If you have experienced a burning sensation in your legs, you may have experienced a hot flash. Hot flashes can be large or small patches of heat that flare up under you skin. They can last a short or longer time and can come once or in a flurry. Women are more prone to experience hot flashes of any sort, as these flashes are mainly caused by estrogen levels changing in the body.
Hot flashes can occur anywhere--in the face, all over the body or just in the legs. A menopause-related hot flash can occur when estrogen levels drop rapidly in a woman's body. She can feel moments of intense heat or experience the sensation for longer periods.
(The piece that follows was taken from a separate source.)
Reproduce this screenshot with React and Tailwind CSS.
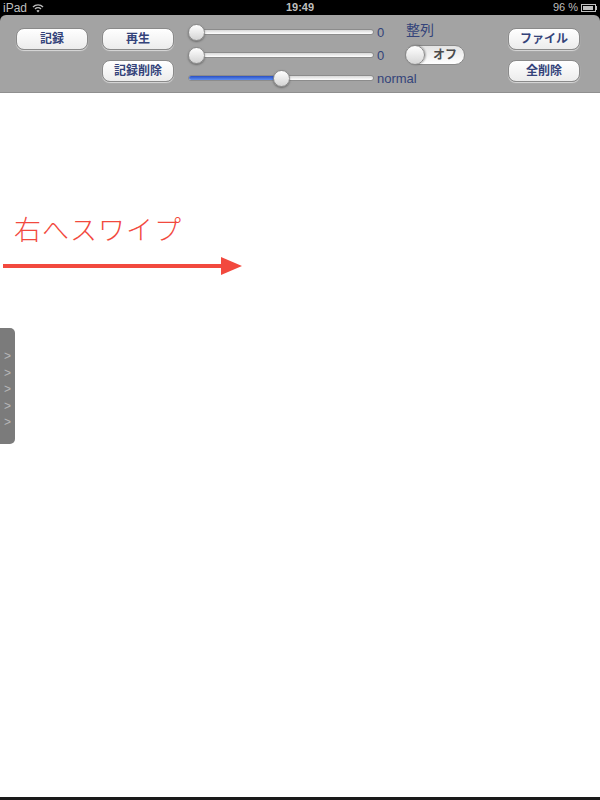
import React from 'react';

const jp = { fontFamily: '"Liberation Sans", "Noto Sans CJK JP", sans-serif' };

function PillButton({ children }) {
  return (
    <button
      className="w-[72px] h-[22px] rounded-[8px] bg-gradient-to-b from-white to-[#ececec] border border-[#8a8a8a] shadow-[0_1px_1px_rgba(255,255,255,0.6)] text-[12px] font-bold text-[#34437a] leading-none flex items-center justify-center"
      style={jp}
    >
      {children}
    </button>
  );
}

function Slider({ pct }) {
  return (
    <div className="relative shrink-0 w-[186px] h-[16px] flex items-center">
      <div className="w-full h-[6px] rounded-full bg-gradient-to-b from-[#d8d8d8] to-white border border-[#8c8c8c] overflow-hidden">
        <div
          className="h-full bg-gradient-to-b from-[#2a4fc4] to-[#5f8ef0]"
          style={{ width: `${pct}%` }}
        />
      </div>
      <div
        className="absolute top-0 w-[17px] h-[17px] rounded-full bg-gradient-to-b from-white to-[#d4d4d4] border border-[#8a8a8a] shadow-[0_1px_2px_rgba(0,0,0,0.35)]"
        style={{ left: `calc(${pct}% - ${pct * 0.17}px)` }}
      />
    </div>
  );
}

function SliderRow({ pct, label }) {
  return (
    <div className="flex items-center h-[16px]">
      <Slider pct={pct} />
      <span className="ml-[3px] text-[13px] text-[#34437a] leading-none whitespace-nowrap" style={jp}>
        {label}
      </span>
    </div>
  );
}

function StatusBar() {
  return (
    <div className="h-[15px] bg-black flex items-center justify-between px-[3px] text-[11px] text-[#bfbfbf] leading-none" style={jp}>
      <div className="flex items-center gap-[5px] w-[100px]">
        <span className="text-[12px]">iPad</span>
        <svg width="12" height="10" viewBox="0 0 12 10">
          <path d="M1 4 A7 7 0 0 1 11 4" stroke="#bfbfbf" strokeWidth="1.4" fill="none" />
          <path d="M3 6 A4.3 4.3 0 0 1 9 6" stroke="#bfbfbf" strokeWidth="1.4" fill="none" />
          <path d="M6 9.5 L4.4 7.8 A2.2 2.2 0 0 1 7.6 7.8 Z" fill="#bfbfbf" />
        </svg>
      </div>
      <span className="font-bold">19:49</span>
      <div className="flex items-center justify-end gap-[3px] w-[100px]">
        <span>96 %</span>
        <div className="flex items-center">
          <div className="w-[15px] h-[8px] border border-[#bfbfbf] p-[1px]">
            <div className="h-full w-[92%] bg-[#bfbfbf]" />
          </div>
          <div className="w-[1px] h-[4px] bg-[#bfbfbf]" />
        </div>
      </div>
    </div>
  );
}

function Toolbar() {
  return (
    <div className="bg-black">
      <div className="h-[78px] rounded-t-[6px] bg-[#a3a3a3] border-b border-[#8f8f8f] flex pl-[16px]">
        <div className="pt-[13px]">
          <PillButton>記録</PillButton>
        </div>
        <div className="ml-[14px] pt-[13px] flex flex-col gap-[10px]">
          <PillButton>再生</PillButton>
          <PillButton>記録削除</PillButton>
        </div>
        <div className="ml-[14px] w-[217px] shrink-0 pt-[9px] flex flex-col gap-[7px]">
          <SliderRow pct={0} label="0" />
          <SliderRow pct={0} label="0" />
          <SliderRow pct={50} label="normal" />
        </div>
        <div className="w-[60px] shrink-0 pt-[8px] flex flex-col">
          <span className="ml-[1px] text-[14px] text-[#34437a] leading-none" style={jp}>整列</span>
          <div className="mt-[8px] w-[60px] h-[20px] rounded-full bg-gradient-to-b from-[#e4e4e4] to-white border border-[#8a8a8a] relative flex items-center">
            <div className="absolute left-[-1px] top-[-1px] w-[20px] h-[20px] rounded-full bg-gradient-to-b from-white to-[#d6d6d6] border border-[#8a8a8a] shadow-[1px_0_2px_rgba(0,0,0,0.3)]" />
            <span className="ml-[27px] text-[12px] font-bold text-[#4a4a4a] leading-none" style={jp}>オフ</span>
          </div>
        </div>
        <div className="ml-[43px] pt-[13px] flex flex-col gap-[10px]">
          <PillButton>ファイル</PillButton>
          <PillButton>全削除</PillButton>
        </div>
      </div>
    </div>
  );
}

function SideTab() {
  return (
    <div className="absolute left-0 top-[235px] w-[15px] h-[116px] rounded-r-[5px] bg-[#7b7b7b] flex flex-col items-center pt-[21px] gap-[2px]">
      {[0, 1, 2, 3, 4].map((i) => (
        <span key={i} className="text-[12px] text-[#b8b8b8] leading-[14.5px]" style={jp}>&gt;</span>
      ))}
    </div>
  );
}

export default function App() {
  return (
    <div className="w-[600px] h-[800px] bg-white flex flex-col overflow-hidden">
      <StatusBar />
      <Toolbar />
      <div className="flex-1 relative">
        <div className="pt-[122px] pl-[14px]">
          <span
            className="text-[27px] text-[#f2493e] tracking-[1px] leading-none"
            style={{ fontFamily: '"Noto Sans CJK JP", sans-serif', fontWeight: 300 }}
          >
            右へスワイプ
          </span>
        </div>
        <div className="mt-[10px] ml-[3px] flex items-center">
          <svg width="240" height="20" viewBox="0 0 240 20">
            <rect x="0" y="8" width="220" height="4" fill="#f2493e" />
            <path d="M218 1 L239 10 L218 19 Z" fill="#f2493e" />
          </svg>
        </div>
        <SideTab />
      </div>
      <div className="h-[3px] bg-[#1a1a1a]" />
    </div>
  );
}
Hot flashes are not normally anything to worry about. They are mainly uncomfortable side effects of the changes a woman's body experiences as she loses her fertility. Hot flashes are mainly reported to occur at night, when a woman is trying to rest.
Some prescription drugs can cause hot flashes in the legs. This type of hot flash can indicate a serious problem. If you are taking Evista or Tamoxifen and have had hot flashes in the legs, call your doctor immediately. These side effects may mean you have a blood clot in your lungs, legs or elsewhere in your body. There are other prescription drugs that cause hot flashing in the legs. Check with your doctor if you suspect that your medication is causing hot flashes.
Having a fast-working thyroid can be the cause of hot flashes. Hyperthyroidism is the condition that makes your thyroid work faster, increasing metabolism and speeding up your body's systems. It has been reported that hyperthyroidism causes hot flashes in the legs, face, and torso.
While you may not be able to completely eliminate your hot flashes, you can recognize what your triggers are. Certain factors, such as foods, can trigger a hot flash in your body. Foods that are spicy or contain caffeine can trigger hot flashes. Fatty foods can also trigger hot flashes. Wearing shorts or lightweight materials can help offset the heat in your legs. Don't take hot showers. Keep your water temperature down and turn down the thermostat to fight hot flashes.
Taking a course of estrogen-correcting medications could help relieve your hot flashes. You could also try an herbal supplement like black cohosh. Taking flax seed and vitamin E are also reported to help with hot flashes. There are no herbal supplements that have been approved by the Food and Drug Administration for the purpose of relieving hot flashes, but many women swear by their effectiveness.